There’s lots of things that are easily reverse engineered, but are patented. Certain tools, for example, when they are first invented and remain under patent protection.

I don’t have a link handy. But I recall Elon Musk stating that Tesla patents were open to all. He invoked the spirit of driving EV adoption to the masses in his statements several years ago.

(⌐■_■) Trollnonymous

“for the purpose of analyzing, disassembling and then selling technical information to competitors at a profit.”

Isn’t that “Industrial Espionage”?

My first reaction to reading about a company which profits off doing a tear-down of another company’s car, taking detailed measurements, and selling the info to that company’s rivals, was “What a bunch of scumbags!”

But really, if you think about it, where is the actual issue or ethical violation?

Is it wrong for someone to do a teardown in their garage of at Tesla Model S battery pack, taking multiple close-up pictures, and posting them to the Internet, as seen in the link below? I would say “No”.

https://teslamotorsclub.com/tmc/threads/pics-info-inside-the-battery-pack.34934/

Would it be wrong for such a person to, rather than post openly the info he gained and the pictures he made to the Internet, to offer that privately to anyone willing to meet his price? Doesn’t he deserved to be compensated for his efforts and his technical expertise?
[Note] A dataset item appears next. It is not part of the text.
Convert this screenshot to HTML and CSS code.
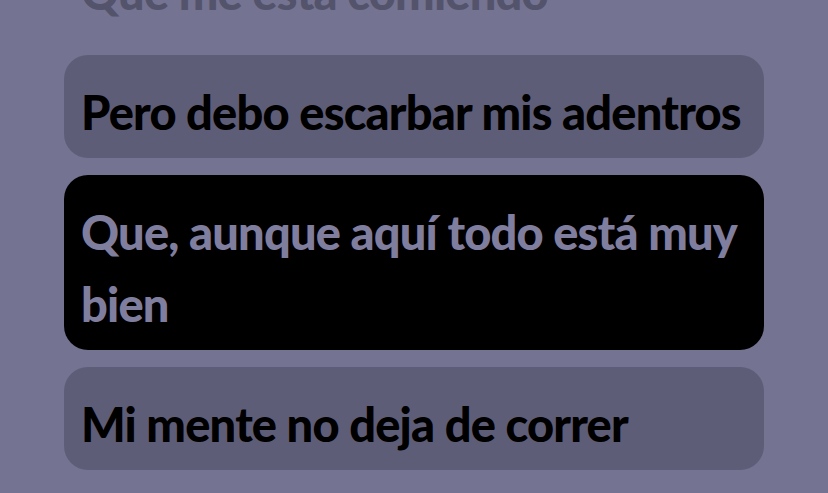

I don’t think it qualifies as “espionage” when you’re just examining and taking detailed measurements of one copy of something sold to the public. But admittedly that’s the first step towards reverse engineering something, which may well be a violation of patent rights, or (if it’s software) a violation of copyrights.

“Is it wrong for someone to do a teardown in their garage of at Tesla Model S battery pack, taking multiple close-up pictures, and posting them to the Internet, as seen in the link below? I would say “No”.”
Actually, that’s not cut and dry.
W.r.t. software, for example, lot of programs aren’t sold to the end user, but licensed for use, and an explicit condition of the licensing is that the user not attempt any reverse engineering (decompilation / disassembly, in the cas of SW), and, may only sell his/her license onwards to a 3d party if they agree to abide by the same condition. In many jurisdictions, such a condition is valid, incl. the US, AFAIK.

In principle, something similar could be applied to a physical product, although I don’t know if Tesla does this.

Maybe the other companies will actually make efforts to build a compelling electric car…you know, like Tesla has been trying to show them for years. If they do, it would seem to be advancing Tesla’s mission statement. Give ’em h-ll, Elon!